◆ DIRECTION
State the count of lines below in which the word "that" appears, and add nothing.

◆ DATASET ROWS
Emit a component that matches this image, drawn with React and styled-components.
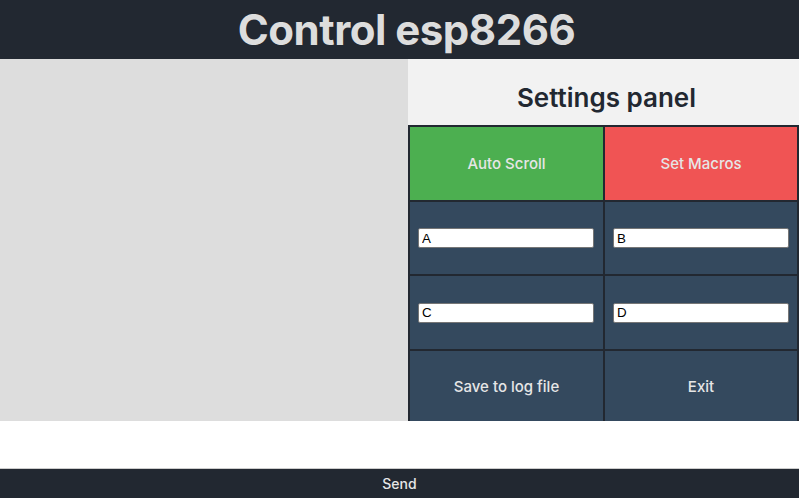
import React from "react";
import styled, { createGlobalStyle } from "styled-components";

const GlobalStyle = createGlobalStyle`
  body {
    margin: 0;
    font-family: "Inter", "Liberation Sans", sans-serif;
    background: #ffffff;
  }
`;

function App() {
  return (
    <>
      <GlobalStyle />
      <Page>
        <Header>
          <h1>Control esp8266</h1>
        </Header>
        <Main>
          <Log />
          <Panel>
            <PanelTitle>Settings panel</PanelTitle>
            <Grid>
              <Cell $bg="#4caf50">
                <CellButton>Auto Scroll</CellButton>
              </Cell>
              <Cell $bg="#f05454">
                <CellButton>Set Macros</CellButton>
              </Cell>
              <Cell>
                <MacroInput defaultValue="A" />
              </Cell>
              <Cell>
                <MacroInput defaultValue="B" />
              </Cell>
              <Cell>
                <MacroInput defaultValue="C" />
              </Cell>
              <Cell>
                <MacroInput defaultValue="D" />
              </Cell>
              <Cell>
                <CellButton>Save to log file</CellButton>
              </Cell>
              <Cell>
                <CellButton>Exit</CellButton>
              </Cell>
            </Grid>
          </Panel>
        </Main>
        <Message />
        <SendButton>Send</SendButton>
      </Page>
    </>
  );
}

const Page = styled.div`
  display: flex;
  flex-direction: column;
  height: 498px;
  overflow: hidden;
`;

const Header = styled.header`
  height: 59px;
  background: #222831;
  display: flex;
  align-items: center;
  justify-content: center;
  padding-left: 14px;
  h1 {
    margin: 0;
    color: #dddddd;
    font-size: 42px;
    font-weight: 700;
    letter-spacing: -0.5px;
  }
`;

const Main = styled.div`
  display: flex;
  height: 362px;
  overflow: hidden;
`;

const Log = styled.div`
  width: 408px;
  flex-shrink: 0;
  background: #dddddd;
`;

const Panel = styled.div`
  flex: 1;
  display: flex;
  flex-direction: column;
  background: #f2f2f2;
`;

const PanelTitle = styled.h2`
  margin: 0;
  height: 66px;
  flex-shrink: 0;
  box-sizing: border-box;
  padding: 24px 0 0 6px;
  text-align: center;
  color: #222831;
  font-size: 26px;
  font-weight: 600;
  line-height: 30px;
`;

const Grid = styled.div`
  display: grid;
  grid-template-columns: 193px 192px;
  grid-auto-rows: 72.5px;
  gap: 2px;
  padding: 2px;
  background: #222831;
`;

const Cell = styled.div`
  background: ${(p) => p.$bg || "#34495e"};
  display: flex;
  align-items: center;
  justify-content: flex-start;
`;

const CellButton = styled.button`
  all: unset;
  width: 100%;
  height: 100%;
  text-align: center;
  color: #e6e6e6;
  font-family: "Inter", "Liberation Sans", sans-serif;
  font-size: 15px;
  font-weight: 500;
  cursor: pointer;
`;

const MacroInput = styled.input`
  width: 176px;
  height: 20px;
  margin: 1px 0 0 8px;
  box-sizing: border-box;
  border: 1px solid #767676;
  border-radius: 2px;
  padding: 1px 3px;
  font-family: "Liberation Sans", Arial, sans-serif;
  font-size: 13.33px;
  color: #000000;
  background: #ffffff;
`;

const Message = styled.div`
  height: 47px;
  flex-shrink: 0;
  background: #ffffff;
  border-bottom: 1px solid #cccccc;
`;

const SendButton = styled.button`
  all: unset;
  flex: 1;
  background: #222831;
  color: #e6e6e6;
  text-align: center;
  font-family: "Inter", "Liberation Sans", sans-serif;
  font-size: 14px;
  font-weight: 500;
  cursor: pointer;
`;

export default App;
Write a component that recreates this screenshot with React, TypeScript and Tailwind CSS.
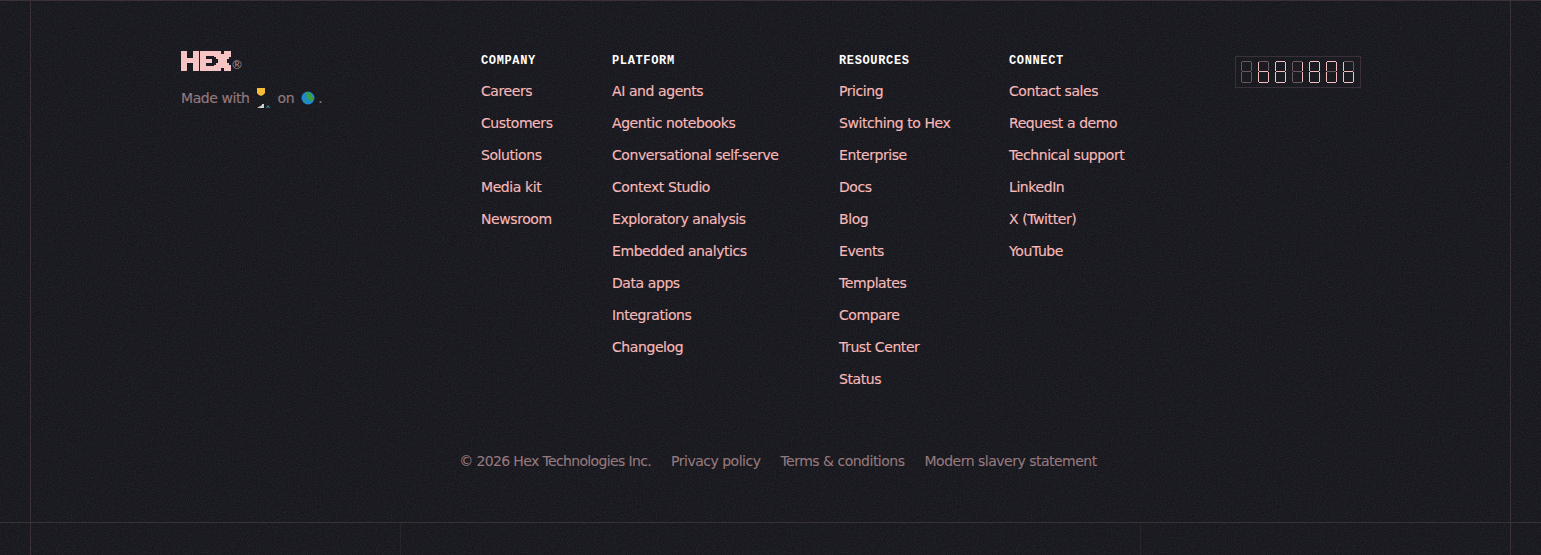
import React from 'react';

const columns = [
  {
    title: 'COMPANY',
    width: 'w-[131px]',
    links: ['Careers', 'Customers', 'Solutions', 'Media kit', 'Newsroom'],
  },
  {
    title: 'PLATFORM',
    width: 'w-[227px]',
    links: [
      'AI and agents',
      'Agentic notebooks',
      'Conversational self-serve',
      'Context Studio',
      'Exploratory analysis',
      'Embedded analytics',
      'Data apps',
      'Integrations',
      'Changelog',
    ],
  },
  {
    title: 'RESOURCES',
    width: 'w-[170px]',
    links: [
      'Pricing',
      'Switching to Hex',
      'Enterprise',
      'Docs',
      'Blog',
      'Events',
      'Templates',
      'Compare',
      'Trust Center',
      'Status',
    ],
  },
  {
    title: 'CONNECT',
    width: 'w-[226px]',
    links: ['Contact sales', 'Request a demo', 'Technical support', 'LinkedIn', 'X (Twitter)', 'YouTube'],
  },
];

const legal = ['Privacy policy', 'Terms & conditions', 'Modern slavery statement'];

// lit segments per digit: top, top-left, top-right, middle, bottom-left, bottom-right, bottom
const counter: boolean[][] = [
  [false, false, false, false, false, false, false],
  [false, true, false, true, true, true, true],
  [true, true, true, true, true, true, true],
  [false, false, true, false, false, true, false],
  [true, true, true, true, true, true, true],
  [true, true, true, false, true, true, true],
  [false, true, false, true, true, true, true],
];

const Digit = ({ lit }: { lit: boolean[] }) => {
  const color = (on: boolean) => (on ? '#f4bfbf' : '#6a5a60');
  return (
    <svg width="11" height="22" viewBox="0 0 11 22" className="block">
      <path d="M1 0.5H10" stroke={color(lit[0])} />
      <path d="M0.5 1V10" stroke={color(lit[1])} />
      <path d="M10.5 1V10" stroke={color(lit[2])} />
      <path d="M1 10.5H10" stroke={color(lit[3])} />
      <path d="M0.5 11V21" stroke={color(lit[4])} />
      <path d="M10.5 11V21" stroke={color(lit[5])} />
      <path d="M1 21.5H10" stroke={color(lit[6])} />
    </svg>
  );
};

const HexLogo = () => (
  <svg width="50" height="20" viewBox="0 0 50 20" className="block" fill="#f6c4c4">
    <path d="M0 0H6V7H12V0H18V20H12V12H6V20H0Z" />
    <path d="M19 0H33V5H25V8H31V12H25V15H33V20H19Z" />
    <path d="M33 0H40V3H43V0H50V6H48V8H46V12H48V14H50V20H43V17H40V20H33V14H35V12H37V8H35V6H33Z" />
  </svg>
);

const Globe = () => (
  <svg width="14" height="14" viewBox="0 0 14 14" className="block">
    <circle cx="7" cy="7" r="6.5" fill="#1e88d4" />
    <path d="M5 1.5C7 .8 10 1.5 11 3.5 10.5 5 11.5 6 12.5 7.5 12 9 11 10 10 11 9 10 8.5 8.5 7 8 5.5 7.5 5 6 5.8 4.5Z" fill="#3f9f3a" />
    <path d="M2 9C3 8.8 4.5 10 5 12 4 12 2.5 10.5 2 9Z" fill="#3f9f3a" />
  </svg>
);

const Maker = () => (
  <svg width="16" height="22" viewBox="0 0 16 22" className="block">
    <path d="M1 1H9V5.5C9 7 7 8 5 9C3 8 1 7 1 5.5Z" fill="#f5bd3a" />
    <path d="M1 21L6 18V17H8V21Z" fill="#cfcfcf" />
    <path d="M10 21L12 18L14 21H13L12 19.5L11 21Z" fill="#2a9db8" />
  </svg>
);

const App = () => {
  return (
    <div
      className="relative h-[555px] overflow-hidden bg-[#101017]"
      style={{ fontFamily: '"DejaVu Sans", sans-serif' }}
    >
      {/* film grain over the whole footer */}
      <svg className="pointer-events-none absolute inset-0 h-full w-full opacity-[0.13]">
        <filter id="grain">
          <feTurbulence type="fractalNoise" baseFrequency="0.8" numOctaves="2" stitchTiles="stitch" />
          <feColorMatrix type="saturate" values="0" />
        </filter>
        <rect width="100%" height="100%" filter="url(#grain)" />
      </svg>

      {/* page guide lines */}
      <div className="pointer-events-none absolute inset-y-0 left-[30px] right-[30px] border-x border-[#3a3037]" />
      <div className="pointer-events-none absolute bottom-0 left-[400px] top-[522px] w-px bg-[#29242a]" />
      <div className="pointer-events-none absolute bottom-0 left-[1140px] top-[522px] w-px bg-[#29242a]" />

      <footer className="relative border-t border-[#3a3037]">
        <div className="border-b border-[#3a3037]">
          <div className="flex h-[450px] pl-[181px] pt-[49px]">
            <div className="w-[300px]">
              <div className="mt-[1px] flex items-end">
                <HexLogo />
                <span className="text-[12px] leading-[12px] text-[#a8929a]">®</span>
              </div>
              <div className="mt-[15px] flex h-[24px] items-center text-[14px] tracking-[-0.42px] text-[#96797e] [-webkit-text-stroke:0.15px]">
                <span>Made with</span>
                <span className="ml-[6px]">
                  <Maker />
                </span>
                <span className="ml-[6px]">on</span>
                <span className="ml-[7px]">
                  <Globe />
                </span>
                <span className="ml-[3px]">.</span>
              </div>
            </div>

            {columns.map((col) => (
              <div key={col.title} className={col.width}>
                <h4
                  className="h-[23px] text-[12px] font-bold leading-[23px] tracking-[0.64px] text-white"
                  style={{ fontFamily: '"Liberation Mono", monospace' }}
                >
                  {col.title}
                </h4>
                <ul className="mt-[6px]">
                  {col.links.map((link) => (
                    <li
                      key={link}
                      className="h-[32px] text-[14px] leading-[24px] tracking-[-0.42px] text-[#f5b9b9] [-webkit-text-stroke:0.15px]"
                    >
                      {link}
                    </li>
                  ))}
                </ul>
              </div>
            ))}

            <div className="mt-[6px] flex h-[32px] w-[126px] items-center gap-[6px] border border-[#3a3037] pl-[5px]">
              {counter.map((lit, i) => (
                <Digit key={i} lit={lit} />
              ))}
            </div>
          </div>

          <div className="ml-[15px] flex h-[71px] justify-center gap-[20px] text-[14px] leading-[20px] tracking-[-0.5px] text-[#96797e] [-webkit-text-stroke:0.1px]">
            <span className="tracking-[-0.64px]">© 2026 Hex Technologies Inc.</span>
            {legal.map((item) => (
              <span key={item}>{item}</span>
            ))}
          </div>
        </div>
      </footer>
    </div>
  );
};

export default App;
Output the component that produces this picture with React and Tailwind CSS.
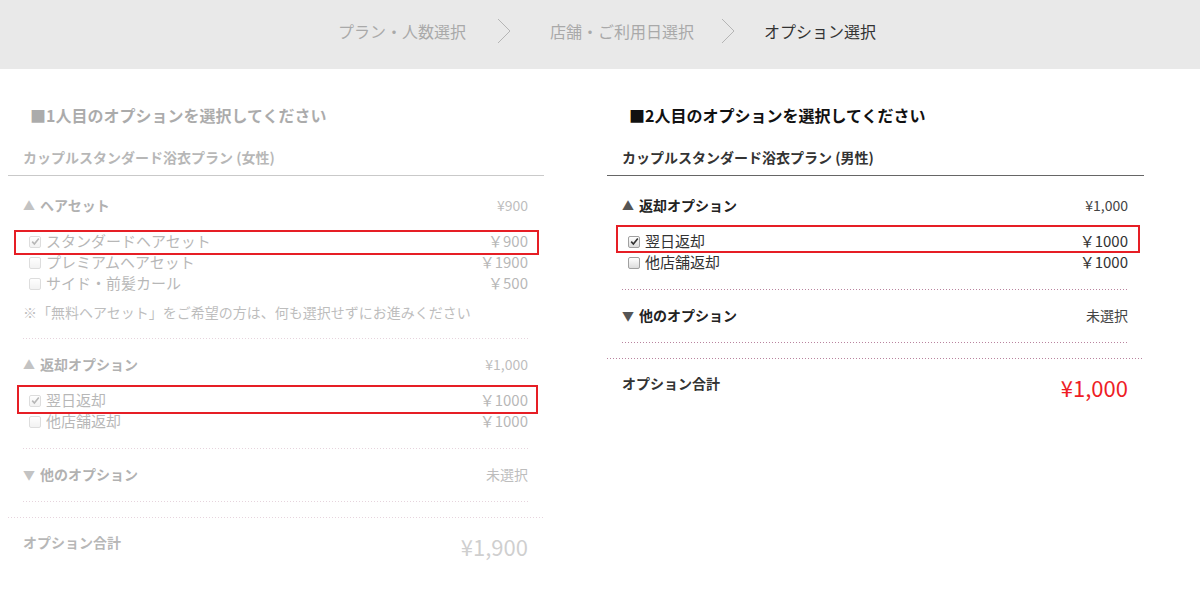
import React from 'react';

const font = { fontFamily: '"Noto Sans CJK JP", "Noto Sans", sans-serif' };

const Chevron = () => (
    <svg width="14" height="26" viewBox="0 0 14 26" className="shrink-0">
        <polyline points="1,1 13,13 1,25" fill="none" stroke="#b5b5b5" strokeWidth="1" />
    </svg>
);

const CheckBox = ({ checked }) => (
    <span className="inline-flex items-center justify-center w-[12px] h-[12px] border border-[#a0a0a0] rounded-[2px] bg-gradient-to-b from-white to-[#dcdcdc] shrink-0">
        {checked && (
            <svg width="9" height="9" viewBox="0 0 9 9">
                <path d="M1.2 4.6 L3.4 7 L7.8 1.6" fill="none" stroke="#333" strokeWidth="1.6" />
            </svg>
        )}
    </span>
);

const Dotted = () => (
    <div className="h-px bg-[linear-gradient(to_right,#b9849f_1px,transparent_1px)] bg-[length:3px_1px]" />
);

const panels = [
    {
        faded: true,
        heading: '■1人目のオプションを選択してください',
        plan: 'カップルスタンダード浴衣プラン (女性)',
        sections: [
            {
                open: true,
                title: 'ヘアセット',
                price: '¥900',
                items: [
                    { label: 'スタンダードヘアセット', price: '￥900', checked: true, box: 'absolute -left-[9px] -right-[11px] -top-[1px] -bottom-[3px] border-2 border-[#e61e25]' },
                    { label: 'プレミアムヘアセット', price: '￥1900' },
                    { label: 'サイド・前髪カール', price: '￥500' },
                ],
                note: '※「無料ヘアセット」をご希望の方は、何も選択せずにお進みください',
            },
            {
                open: true,
                title: '返却オプション',
                price: '¥1,000',
                items: [
                    { label: '翌日返却', price: '￥1000', checked: true, box: 'absolute -left-[6px] -right-[10px] -top-[5px] -bottom-[3px] border-2 border-[#e61e25]' },
                    { label: '他店舗返却', price: '￥1000' },
                ],
            },
            { open: false, title: '他のオプション', price: '未選択' },
        ],
        total: '¥1,900',
    },
    {
        faded: false,
        heading: '■2人目のオプションを選択してください',
        plan: 'カップルスタンダード浴衣プラン (男性)',
        sections: [
            {
                open: true,
                title: '返却オプション',
                price: '¥1,000',
                items: [
                    { label: '翌日返却', price: '￥1000', checked: true, box: 'absolute -left-[6px] -right-[12px] -top-[6px] -bottom-[1px] border-2 border-[#e61e25]' },
                    { label: '他店舗返却', price: '￥1000' },
                ],
            },
            { open: false, title: '他のオプション', price: '未選択' },
        ],
        total: '¥1,000',
    },
];

const Panel = ({ faded, heading, plan, sections, total, width }) => {
    // left panel is shown greyed out, the red marks stay bright
    const f = faded ? 'opacity-35' : '';

    return (
        <div className={`${width} shrink-0`}>
            <h2 className={`${f} mt-[34px] px-[22px] text-[16px] leading-[24px] font-bold text-[#111]`}>{heading}</h2>
            <div className={`${f} mt-[20px] px-[15px] pb-[8px] text-[14px] leading-[20px] font-bold text-[#333] border-b border-[#666]`}>
                {plan}
            </div>

            {sections.map((s, i) => (
                <div key={i} className="pl-[15px] pr-[16px]">
                    <div className={`${f} ${i === 0 ? 'mt-[19px]' : 'mt-[15px]'} flex justify-between text-[14px] leading-[20px]`}>
                        <span className="font-bold text-[#222]">
                            <span className="text-[#555] text-[12px] mr-[5px]">{s.open ? '▲' : '▼'}</span>
                            {s.title}
                        </span>
                        <span className="text-[#444]">{s.price}</span>
                    </div>

                    {s.open && (
                        <div className="mt-[15px]">
                            {s.items.map((it, j) => (
                                <div key={j} className="relative">
                                    <div className={`${f} flex items-center justify-between h-[21px] text-[15px] text-[#333]`}>
                                        <span className="flex items-center">
                                            <span className="ml-[6px] mr-[5px] flex"><CheckBox checked={it.checked} /></span>
                                            {it.label}
                                        </span>
                                        <span>{it.price}</span>
                                    </div>
                                    {it.box && <div className={it.box} />}
                                </div>
                            ))}
                        </div>
                    )}

                    {s.note && (
                        <p className={`${f} mt-[8px] text-[14px] leading-[20px] text-[#444]`}>{s.note}</p>
                    )}

                    <div className={`${f} ${s.note ? 'mt-[16px]' : 'mt-[16px]'}`}>
                        <Dotted />
                    </div>
                </div>
            ))}

            <div className={`${f} mt-[15px]`}>
                <Dotted />
            </div>

            <div className={`${f} mt-[14px] pl-[15px] pr-[16px] flex justify-between items-start`}>
                <span className="text-[14px] leading-[20px] font-bold text-[#333]">オプション合計</span>
                <span className={`text-[22px] leading-[28px] ${faded ? 'text-[#777]' : 'text-[#ee1c25]'}`}>{total}</span>
            </div>
        </div>
    );
};

const App = () => {
    return (
        <div className="min-h-screen bg-white" style={font}>
            {/* Steps */}
            <div className="h-[69px] bg-[#e9e9e9] flex justify-center pl-[14px] pt-[18px]">
                <div className="flex items-start text-[16px] leading-[26px]">
                    <span className="text-[#a9a9a9]">プラン・人数選択</span>
                    <span className="ml-[31px] flex"><Chevron /></span>
                    <span className="ml-[39px] text-[#a9a9a9]">店舗・ご利用日選択</span>
                    <span className="ml-[27px] flex"><Chevron /></span>
                    <span className="ml-[29px] text-[#333]">オプション選択</span>
                </div>
            </div>

            <div className="flex items-start pl-[8px] gap-[63px]">
                <Panel {...panels[0]} width="w-[536px]" />
                <Panel {...panels[1]} width="w-[537px]" />
            </div>
        </div>
    );
};

export default App;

◆ SOLUTION TO THE EXERCISE
3